Título: Rural passa por nova prova de fogo
Autor: Balarin, Raquel
Fonte: Valor Econômico, 02/07/2008, Finanças, p. C3

O aperto na captação de recursos vivido pelos bancos de médio porte no primeiro quadrimestre foi uma prova de fogo especial para uma instituição - o Banco Rural, que, em 2005, esteve envolvido no escândalo político do mensalão e se viu obrigado a fazer um forte ajuste para sobreviver. A instituição ampliou sua captação e sua carteira de crédito no período, a despeito da competição com as altas taxas pagas pelos grandes bancos em seus Certificados de Depósito Bancário (CDB) e da retração das instituições financeiras na aquisição de carteiras de crédito.

Na fase mais aguda da concorrência com os grandes bancos, o Rural chegou a pagar 112% da variação do CDI na colocação de seus CDBs, segundo Kátia Rabello, presidente do banco e controladora do grupo. Hoje, para aplicação de R$ 1 milhão com prazo de um ano, a taxa é de 105% a 108% do CDI. "Poderíamos ter pago até mais, mas não fizemos isso porque estamos em um processo lento e gradual de recuperação de imagem", diz Kátia, acrescentando que um passo importante nesse sentido foi dado esta semana, com a nova classificação de risco dada pela agência Standard & Poor's.

Em escala global, a S&P concedeu ao Rural a classificação B-, acima do rating anterior, dado pela Fitch (o Rural trocou de agência no fim do ano passado). Em seu relatório, o analista Ricardo Brito, da S&P, destaca que a classificação ainda reflete a limitada flexibilidade financeira do banco por causa da crise de liquidez sofrida pelo Rural após o envolvimento no episódio do mensalão, os lucros baixos por causa da limpeza da carteira de crédito, sua escala reduzida por conta de sua estrutura operacional e suas limitações de crescimento por causa das opções de captação de recursos. "Esses riscos são parcialmente mitigados pelo longo histórico de operações com pequenas e médias empresas, a melhora nas práticas de governança corporativa e a capitalização feita pelos controladores", explica Brito em seu relatório, que descreve várias das medidas adotadas desde 2005 e seus impactos positivos no curto prazo.

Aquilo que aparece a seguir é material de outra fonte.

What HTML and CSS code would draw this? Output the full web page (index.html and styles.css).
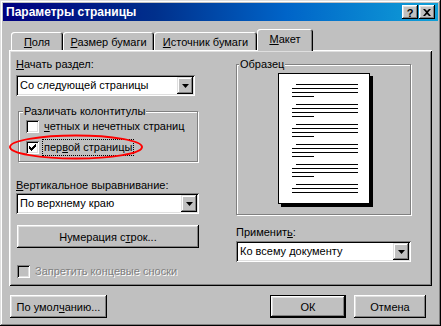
FILE: index.html
```html
<!DOCTYPE html>
<html lang="ru">
<head>
  <meta charset="UTF-8">
  <title>Параметры страницы</title>
  <link rel="stylesheet" href="styles.css">
</head>
<body>
  <div class="window">
    <div class="titlebar">
      <span class="title">Параметры страницы</span>
      <div class="title-buttons">
        <div class="tbtn help">?</div>
        <div class="tbtn">
          <svg width="8" height="7" viewBox="0 0 8 7"><path d="M0 0h2l2 2 2-2h2L5 3.5 8 7H6L4 5 2 7H0l3-3.5z" fill="#000"/></svg>
        </div>
      </div>
    </div>

    <div class="dialog">
      <div class="tabs">
        <div class="tab tab-fields"><u>П</u>оля</div>
        <div class="tab tab-size"><u>Р</u>азмер бумаги</div>
        <div class="tab tab-source"><u>И</u>сточник бумаги</div>
        <div class="tab tab-layout active"><u>М</u>акет</div>
      </div>

      <div class="panel">
        <!-- red mark drawn over the "first page" option -->
        <svg class="mark" width="136" height="28" viewBox="0 0 136 28">
          <ellipse cx="67" cy="13" rx="66" ry="11.5" fill="none" stroke="#ff0000" stroke-width="2"/>
        </svg>

        <div class="col-left">
          <div class="label"><u>Н</u>ачать раздел:</div>
          <div class="combo combo-section">
            <span class="combo-text">Со следующей страницы</span>
            <span class="combo-btn"><svg width="7" height="4"><path d="M0 0h7L3.5 4z" fill="#000"/></svg></span>
          </div>

          <fieldset class="group group-headers">
            <legend>Различать колонтитулы</legend>
            <div class="check-row">
              <span class="check"></span>
              <span class="check-label"><u>ч</u>етных и нечетных страниц</span>
            </div>
            <div class="check-row">
              <span class="check">
                <svg width="7" height="7" viewBox="0 0 7 7" shape-rendering="crispEdges"><path d="M0 2h1v1h1v1h1v-1h1v-1h1v-1h1v-1h1v3h-1v1h-1v1h-1v1h-1v1h-1v-1h-1v-1h-1v-1h-1z" fill="#000"/></svg>
              </span>
              <span class="check-label focus">пер<u>в</u>ой страницы</span>
            </div>
          </fieldset>

          <div class="label label-valign"><u>В</u>ертикальное выравнивание:</div>
          <div class="combo combo-valign">
            <span class="combo-text">По верхнему краю</span>
            <span class="combo-btn"><svg width="7" height="4"><path d="M0 0h7L3.5 4z" fill="#000"/></svg></span>
          </div>

          <div class="button button-wide">Нумерация с<u>т</u>рок...</div>

          <div class="check-row disabled">
            <span class="check"></span>
            <span class="check-label">Запретить концевые сноски</span>
          </div>
        </div>

        <div class="col-right">
          <fieldset class="group group-preview">
            <legend>Образец</legend>
            <div class="page">
              <div class="page-lines">
                <span class="ln first"></span><span class="ln"></span><span class="ln"></span><span class="ln last"></span>
                <span class="ln first"></span><span class="ln"></span><span class="ln"></span><span class="ln last"></span>
                <span class="ln first"></span><span class="ln"></span><span class="ln"></span><span class="ln last"></span>
                <span class="ln first"></span><span class="ln"></span><span class="ln"></span><span class="ln last"></span>
                <span class="ln first"></span><span class="ln"></span><span class="ln"></span><span class="ln last"></span>
                <span class="ln first"></span><span class="ln"></span><span class="ln"></span>
              </div>
            </div>
          </fieldset>

          <div class="label label-apply">Применит<u>ь</u>:</div>
          <div class="combo combo-apply">
            <span class="combo-text">Ко всему документу</span>
            <span class="combo-btn"><svg width="7" height="4"><path d="M0 0h7L3.5 4z" fill="#000"/></svg></span>
          </div>
        </div>
      </div>

      <div class="footer">
        <div class="button button-default-set">По умол<u>ч</u>анию...</div>
        <div class="footer-right">
          <div class="button button-ok">ОК</div>
          <div class="button button-cancel">Отмена</div>
        </div>
      </div>
    </div>
  </div>
</body>
</html>
```

FILE: styles.css
```css
* {
  box-sizing: border-box;
}
html, body {
  margin: 0;
  padding: 0;
  background: #c0c0c0;
  font-family: "Liberation Sans", Arial, sans-serif;
  font-size: 11px;
  color: #000;
}
u {
  text-decoration: underline;
  text-underline-offset: 1px;
}
/* Window frame */
.window {
  width: 441px;
  height: 326px;
  padding: 3px;
  background: #c0c0c0;
  display: flex;
  flex-direction: column;
  box-shadow: inset -1px -1px #000, inset 1px 1px #dfdfdf,
              inset -2px -2px #808080, inset 2px 2px #fff;
}
.titlebar {
  height: 18px;
  flex-shrink: 0;
  padding: 0 3px 0 3px;
  display: flex;
  align-items: center;
  justify-content: space-between;
  background: linear-gradient(to right, #000080 0%, #00308c 35%, #0064c8 65%, #10a0d8 100%);
}
.title {
  color: #fff;
  font-weight: bold;
  font-size: 12px;
}
.title-buttons {
  display: flex;
  gap: 1px;
}
.tbtn {
  width: 16px;
  height: 14px;
  display: flex;
  align-items: center;
  justify-content: center;
  background: #c0c0c0;
  font-weight: bold;
  font-size: 11px;
  box-shadow: inset -1px -1px #000, inset 1px 1px #fff,
              inset -2px -2px #808080, inset 2px 2px #dfdfdf;
}
.tbtn.help {
  padding-top: 1px;
}
/* Dialog body: tabs + panel + buttons */
.dialog {
  flex: 1;
  padding: 8px 6px 0 6px;
  display: flex;
  flex-direction: column;
}
.tabs {
  height: 21px;
  padding-left: 2px;
  display: flex;
  align-items: flex-end;
  position: relative;
  z-index: 2;
}
.tab {
  height: 18px;
  line-height: 18px;
  text-align: center;
  padding-top: 1px;
  background: #c0c0c0;
  border-radius: 3px 3px 0 0;
  box-shadow: inset 1px 1px #fff, inset -1px 0 #000, inset -2px 0 #808080;
}
.tab-fields { width: 52px; }
.tab-size { width: 91px; }
.tab-source { width: 103px; }
.tab-layout { width: 56px; }
.tab.active {
  height: 22px;
  line-height: 20px;
  padding-top: 0;
  margin-bottom: -1px;
}
.panel {
  height: 236px;
  flex-shrink: 0;
  padding: 8px 0 0 7px;
  display: flex;
  position: relative;
  box-shadow: inset 1px 1px #fff, inset -1px -1px #000,
              inset 2px 2px #dfdfdf, inset -2px -2px #808080;
}
.mark {
  position: absolute;
  left: 0;
  top: 84px;
  z-index: 1;
}
.col-left {
  width: 183px;
  display: flex;
  flex-direction: column;
}
.col-right {
  width: 175px;
  margin-left: 37px;
  display: flex;
  flex-direction: column;
}
.label {
  line-height: 13px;
  height: 13px;
}
/* Combo boxes */
.combo {
  height: 21px;
  margin-top: 4px;
  padding: 2px;
  display: flex;
  align-items: center;
  background: #fff;
  box-shadow: inset 1px 1px #808080, inset -1px -1px #fff,
              inset 2px 2px #000, inset -2px -2px #dfdfdf;
}
.combo-section { width: 179px; }
.combo-valign { width: 183px; margin-top: 1px; }
.combo-apply { width: 175px; margin-top: 2px; }
.combo-text {
  flex: 1;
  padding-left: 2px;
  line-height: 17px;
}
.combo-btn {
  width: 16px;
  height: 17px;
  display: flex;
  align-items: center;
  justify-content: center;
  background: #c0c0c0;
  box-shadow: inset -1px -1px #000, inset 1px 1px #dfdfdf,
              inset -2px -2px #808080, inset 2px 2px #fff;
}
.combo-btn svg {
  display: block;
}
/* Etched group boxes */
.group {
  margin: 0;
  border: 1px solid #808080;
  box-shadow: 1px 1px 0 #fff, inset 1px 1px 0 #fff;
}
.group legend {
  padding: 0 1px;
  line-height: 13px;
  background: #c0c0c0;
}
.group-headers {
  width: 180px;
  margin: 9px 0 0 2px;
  height: 57px;
  padding: 0 0 0 7px;
}
.group-headers legend {
  margin-left: -3px;
}
.group-headers .check-row:first-of-type {
  margin-top: -2px;
}
.group-preview {
  height: 157px;
  flex-shrink: 0;
  padding: 2px 0 0 0;
}
.group-preview legend {
  margin-left: 2px;
}
/* Miniature page with a drop shadow */
.page {
  width: 92px;
  height: 131px;
  margin-left: 41px;
  background: #fff;
  border: 1px solid #000;
  box-shadow: 3px 3px 0 #000;
}
.page-lines {
  padding: 10px 0 0 13px;
  display: flex;
  flex-direction: column;
  align-items: flex-start;
}
.ln {
  display: block;
  width: 66px;
  height: 1px;
  margin-bottom: 3px;
  background: #000;
}
.ln.first {
  width: 62px;
  margin-left: 4px;
}
.ln.last {
  width: 22px;
  margin-bottom: 7px;
}
/* Check boxes */
.check-row {
  height: 21px;
  display: flex;
  align-items: center;
}
.check {
  width: 13px;
  height: 13px;
  flex-shrink: 0;
  display: flex;
  align-items: center;
  justify-content: center;
  background: #fff;
  box-shadow: inset 1px 1px #808080, inset -1px -1px #fff,
              inset 2px 2px #000, inset -2px -2px #dfdfdf;
}
.check svg {
  display: block;
}
.check-label {
  margin-left: 3px;
  padding: 1px 1px;
  line-height: 13px;
  border: 1px solid transparent;
}
.check-label.focus {
  border: 1px dotted #000;
}
.check-row.disabled {
  margin-top: 16px;
  margin-left: 1px;
  height: 14px;
}
.check-row.disabled .check {
  background: #c0c0c0;
}
.check-row.disabled .check-label {
  border: none;
  padding: 0;
  margin-left: 5px;
  color: #808080;
  text-shadow: 1px 1px 0 #fff;
}
.label-valign {
  margin-top: 17px;
}
.label-apply {
  margin-top: 11px;
}
/* Push buttons */
.button {
  height: 23px;
  display: flex;
  align-items: center;
  justify-content: center;
  background: #c0c0c0;
  box-shadow: inset -1px -1px #000, inset 1px 1px #fff,
              inset -2px -2px #808080, inset 2px 2px #dfdfdf;
}
.button-wide {
  width: 182px;
  margin: 11px 0 0 1px;
}
.footer {
  margin-top: 9px;
  padding: 0 6px 0 1px;
  display: flex;
  justify-content: space-between;
}
.footer-right {
  display: flex;
  gap: 8px;
}
.button-default-set {
  width: 97px;
}
.button-ok {
  width: 76px;
  border: 1px solid #000;
}
.button-cancel {
  width: 72px;
}
```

A capitalização a que se refere Brito diz respeito à venda de um precatório de uma empresa da família Rabello ao banco Merrill Lynch no segundo semestre do ano passado. Dos R$ 190 milhões obtidos na operação, R$ 100 milhões foram capitalizados no banco. Outros R$ 85 milhões entraram no Rural como depósito de longo prazo ou foram usados na compra de créditos do banco, diz Kátia.

Com o aumento de capital, o índice de alavancagem do Rural chegou a 20,9% no fim do ano passado, abrindo espaço para que o banco ampliasse a concessão de crédito. A carteira de financiamento de médias empresas ("middle market") saltou de R$ 800 milhões no fim do ano passado par R$ 987 milhões em maio e deve chegar a R$ 1,3 bilhão no fim de 2008, de acordo com a instituição. "Os grandes bancos estão mais seletivos e isso abre espaço para crescermos no middle", diz Kátia, ressaltando que a instituição vem dando prioridade para atender os casos em que as empresas já eram clientes, mas que o Rural não tinha condições de ampliar sua linha de crédito por conta do enxugamento que foi obrigado a fazer.

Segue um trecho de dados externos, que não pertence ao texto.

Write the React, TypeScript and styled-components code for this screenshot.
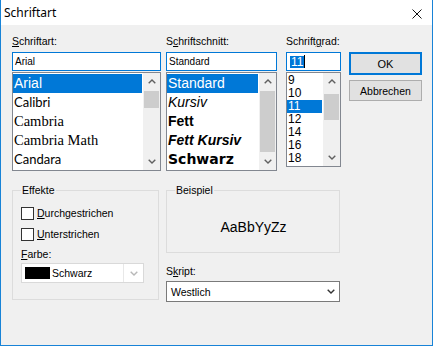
import React from "react";
import styled, { createGlobalStyle } from "styled-components";

const GlobalStyle = createGlobalStyle`
  html, body {
    margin: 0;
    padding: 0;
    background: #ffffff;
  }
  * {
    box-sizing: border-box;
  }
`;

const ui = `"Liberation Sans", Arial, sans-serif`;

const Window = styled.div`
  width: 433px;
  height: 346px;
  display: flex;
  flex-direction: column;
  border: 1px solid #1883d7;
  border-top: none;
  background: #f0f0f0;
  font-family: ${ui};
  font-size: 10.5px;
  color: #000;
  overflow: hidden;
`;

const TitleBar = styled.div`
  height: 25px;
  flex: none;
  display: flex;
  align-items: center;
  justify-content: space-between;
  padding: 0 10px 0 3px;
  background: #ffffff;
`;

const TitleText = styled.span`
  font-family: "Noto Sans", "Liberation Sans", sans-serif;
  font-size: 12px;
  line-height: 16px;
  margin-top: 1px;
`;

const CloseSvg = styled.svg`
  margin-top: 2px;
`;

const CloseIcon = () => (
  <CloseSvg width="10" height="10" viewBox="0 0 10 10">
    <path d="M0.5 0.5 L9.5 9.5 M9.5 0.5 L0.5 9.5" stroke="#111" strokeWidth="1" fill="none" />
  </CloseSvg>
);

const Content = styled.div`
  flex: 1;
  display: flex;
  flex-direction: column;
  padding: 10px 0 0 11px;
`;

const TopRow = styled.div`
  display: flex;
  align-items: flex-start;
`;

const Column = styled.div<{ $w: number; $ml?: number }>`
  width: ${(p) => p.$w}px;
  margin-left: ${(p) => p.$ml ?? 0}px;
  display: flex;
  flex-direction: column;
`;

const Label = styled.div<{ $h?: number; $mt?: number }>`
  height: ${(p) => p.$h ?? 17}px;
  margin-top: ${(p) => p.$mt ?? 0}px;
  line-height: 13px;
  white-space: nowrap;
  u {
    text-decoration: underline;
    text-underline-offset: 1px;
  }
`;

const Input = styled.div`
  height: 19px;
  border: 1px solid #0078d7;
  background: #fff;
  padding-left: 2px;
  font-size: 10px;
  line-height: 17px;
  display: flex;
  align-items: center;
`;

const Selected = styled.span`
  background: #0078d7;
  color: #fff;
  line-height: 12px;
  padding: 0 1px;
  margin-left: 1px;
  font-size: 12px;
`;

const Caret = styled.span`
  width: 1px;
  height: 13px;
  background: #000;
`;

const ListBox = styled.div<{ $h: number }>`
  margin-top: 1px;
  height: ${(p) => p.$h}px;
  border: 1px solid #828790;
  background: #fff;
  display: flex;
`;

const Items = styled.div`
  flex: 1;
  padding: 1px 1px 0 0;
  overflow: hidden;
`;

const Item = styled.div<{
  $selected?: boolean;
  $font?: string;
  $size?: number;
  $h: number;
  $weight?: number;
  $italic?: boolean;
}>`
  height: ${(p) => p.$h}px;
  line-height: ${(p) => p.$h}px;
  padding-left: 1px;
  white-space: nowrap;
  font-family: ${(p) => p.$font ?? ui};
  font-size: ${(p) => p.$size ?? 14}px;
  font-weight: ${(p) => p.$weight ?? 400};
  font-style: ${(p) => (p.$italic ? "italic" : "normal")};
  background: ${(p) => (p.$selected ? "#0078d7" : "transparent")};
  color: ${(p) => (p.$selected ? "#fff" : "#000")};
`;

const ScrollBar = styled.div`
  width: 17px;
  flex: none;
  background: #f0f0f0;
  display: flex;
  flex-direction: column;
`;

const ArrowButton = styled.div`
  height: 17px;
  flex: none;
  display: flex;
  align-items: center;
  justify-content: center;
`;

const Track = styled.div`
  flex: 1;
  display: flex;
  flex-direction: column;
`;

const Thumb = styled.div<{ $top: number; $h: number }>`
  margin: ${(p) => p.$top}px 1px 0 1px;
  height: ${(p) => p.$h}px;
  background: #cdcdcd;
`;

const Chevron = ({ up, color = "#606060" }: { up?: boolean; color?: string }) => (
  <svg width="8" height="5" viewBox="0 0 8 5">
    <path
      d={up ? "M0.7 4.3 L4 1 L7.3 4.3" : "M0.7 0.7 L4 4 L7.3 0.7"}
      stroke={color}
      strokeWidth="1.4"
      fill="none"
    />
  </svg>
);

const Scroll = ({ top, h }: { top: number; h: number }) => (
  <ScrollBar>
    <ArrowButton>
      <Chevron up />
    </ArrowButton>
    <Track>
      <Thumb $top={top} $h={h} />
    </Track>
    <ArrowButton>
      <Chevron />
    </ArrowButton>
  </ScrollBar>
);

const Button = styled.div<{ $default?: boolean; $h: number; $mt: number }>`
  height: ${(p) => p.$h}px;
  margin-top: ${(p) => p.$mt}px;
  background: #e1e1e1;
  border: ${(p) => (p.$default ? "2px solid #0078d7" : "1px solid #adadad")};
  display: flex;
  align-items: center;
  justify-content: center;
  font-size: ${(p) => (p.$default ? 11 : 10.5)}px;
`;

const BottomRow = styled.div`
  display: flex;
  align-items: flex-start;
  margin-top: 19px;
`;

const GroupBox = styled.div<{ $w: number; $h: number }>`
  position: relative;
  width: ${(p) => p.$w}px;
  height: ${(p) => p.$h}px;
  border: 1px solid #dcdcdc;
`;

const Legend = styled.span`
  position: absolute;
  top: -7px;
  left: 8px;
  padding: 0 1px;
  line-height: 13px;
  background: #f0f0f0;
`;

const EffectsBody = styled.div`
  display: flex;
  flex-direction: column;
  padding: 16px 0 0 8px;
`;

const CheckRow = styled.div<{ $mt?: number }>`
  display: flex;
  align-items: center;
  height: 13px;
  margin-top: ${(p) => p.$mt ?? 0}px;
  line-height: 13px;
  u {
    text-underline-offset: 1px;
  }
`;

const Box = styled.span`
  width: 13px;
  height: 13px;
  border: 1px solid #333;
  background: #fff;
  margin-right: 3px;
  flex: none;
`;

const ColorCombo = styled.div`
  width: 123px;
  height: 20px;
  border: 1px solid #d9d9d9;
  background: #fff;
  display: flex;
  align-items: stretch;
`;

const ColorField = styled.div`
  width: 102px;
  display: flex;
  align-items: center;
  padding-left: 3px;
  border-right: 1px solid #e8e8e8;
`;

const Swatch = styled.span`
  width: 25px;
  height: 12px;
  background: #000;
  margin-right: 2px;
`;

const ComboArrow = styled.div`
  flex: 1;
  display: flex;
  align-items: center;
  justify-content: center;
  padding-left: 1px;
`;

const SampleBody = styled.div`
  height: 100%;
  display: flex;
  align-items: center;
  justify-content: center;
  padding-top: 10px;
  padding-left: 1px;
  font-size: 14px;
`;

const Select = styled.div`
  width: 174px;
  height: 21px;
  border: 1px solid #7a7a7a;
  background: #fff;
  display: flex;
  align-items: center;
  justify-content: space-between;
  padding: 0 4px 0 4px;
  font-size: 10.5px;
`;

const fonts = [
  { name: "Arial", font: ui, size: 14 },
  { name: "Calibri", font: `Lato, "Open Sans", sans-serif`, size: 13 },
  { name: "Cambria", font: `"Liberation Serif", serif`, size: 14.5 },
  { name: "Cambria Math", font: `"Liberation Serif", serif`, size: 14.5 },
  { name: "Candara", font: `Lato, "Open Sans", sans-serif`, size: 13 },
];

const styles = [
  { name: "Standard" },
  { name: "Kursiv", italic: true },
  { name: "Fett", weight: 700 },
  { name: "Fett Kursiv", weight: 700, italic: true },
  { name: "Schwarz", weight: 700, font: `"DejaVu Sans", sans-serif` },
];

const sizes = ["9", "10", "11", "12", "14", "16", "18"];

export default function App() {
  return (
    <>
      <GlobalStyle />
      <Window>
        <TitleBar>
          <TitleText>Schriftart</TitleText>
          <CloseIcon />
        </TitleBar>
        <Content>
          <TopRow>
            <Column $w={149}>
              <Label>
                <u>S</u>chriftart:
              </Label>
              <Input>Arial</Input>
              <ListBox $h={99}>
                <Items>
                  {fonts.map((f, i) => (
                    <Item key={f.name} $h={19} $font={f.font} $size={f.size} $selected={i === 0}>
                      {f.name}
                    </Item>
                  ))}
                </Items>
                <Scroll top={1} h={17} />
              </ListBox>
            </Column>
            <Column $w={111} $ml={5}>
              <Label>
                S<u>c</u>hriftschnitt:
              </Label>
              <Input>Standard</Input>
              <ListBox $h={99}>
                <Items>
                  {styles.map((s, i) => (
                    <Item
                      key={s.name}
                      $h={19}
                      $font={s.font}
                      $weight={s.weight}
                      $italic={s.italic}
                      $selected={i === 0}
                    >
                      {s.name}
                    </Item>
                  ))}
                </Items>
                <Scroll top={1} h={61} />
              </ListBox>
            </Column>
            <Column $w={55} $ml={9}>
              <Label>
                Schrift<u>g</u>rad:
              </Label>
              <Input>
                <Selected>11</Selected>
                <Caret />
              </Input>
              <ListBox $h={95}>
                <Items>
                  {sizes.map((s) => (
                    <Item key={s} $h={13} $size={12} $selected={s === "11"}>
                      {s}
                    </Item>
                  ))}
                </Items>
                <Scroll top={4} h={26} />
              </ListBox>
            </Column>
            <Column $w={73} $ml={8}>
              <Label />
              <Button $default $h={23} $mt={0}>
                OK
              </Button>
              <Button $h={21} $mt={5}>
                Abbrechen
              </Button>
            </Column>
          </TopRow>
          <BottomRow>
            <GroupBox $w={147} $h={110}>
              <Legend>Effekte</Legend>
              <EffectsBody>
                <CheckRow>
                  <Box />
                  <span>
                    <u>D</u>urchgestrichen
                  </span>
                </CheckRow>
                <CheckRow $mt={8}>
                  <Box />
                  <span>
                    <u>U</u>nterstrichen
                  </span>
                </CheckRow>
                <Label $h={15} $mt={7}>
                  <u>F</u>arbe:
                </Label>
                <ColorCombo>
                  <ColorField>
                    <Swatch />
                    <span>Schwarz</span>
                  </ColorField>
                  <ComboArrow>
                    <Chevron color="#b8b8b8" />
                  </ComboArrow>
                </ColorCombo>
              </EffectsBody>
            </GroupBox>
            <Column $w={174} $ml={7}>
              <GroupBox $w={174} $h={63}>
                <Legend>Beispiel</Legend>
                <SampleBody>AaBbYyZz</SampleBody>
              </GroupBox>
              <Label $h={16} $mt={12}>
                S<u>k</u>ript:
              </Label>
              <Select>
                <span>Westlich</span>
                <Chevron color="#333" />
              </Select>
            </Column>
          </BottomRow>
        </Content>
      </Window>
    </>
  );
}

Outro foco do banco é a carteira de empréstimos consignados (com desconto em folha de pagamento). Até o fim do ano passado, o Rural vinha vendendo boa parte de sua carteira a outros bancos ou securitizando o crédito em fundos de investimento em direitos creditórios (FIDC). A estratégia tinha dois objetivos: gerar recursos para novos empréstimos e ganhar rentabilidade. No primeiro quadrimestre, esse tipo de operação teve uma desaceleração. Os bancos nacionais se retraíram por conta da expectativa de alta do juro e de mudança nas regras de contabilidade desses créditos. Os estrangeiros, abalados pela crise internacional, voltaram-se para os problemas em seus mercados locais. "Nos últimos dois meses, os estrangeiros estão voltando a esse mercado. Os nacionais, ainda não", diz Kátia.

A mudança no cenário coincidiu com a adoção de uma nova estratégia pelo Rural. Agora, a ordem é segurar ao máximo essa carteira dentro da instituição, para ampliar a rentabilidade (na cessão, os lucros têm de ser divididos). No ano passado, dos R$ 650 milhões produzidos pelo Rural, R$ 540 milhões foram cedidos a bancos ou colocados em FIDCs. Apenas R$ 110 milhões permaneciam na carteira própria no fim de 2007. Neste ano, no primeiro semestre, os novos empréstimos somaram R$ 420 milhões e R$ 350 milhões estão na carteira proprietária. A meta é chegar ao fim de 2008 com R$ 800 milhões em novos empréstimos.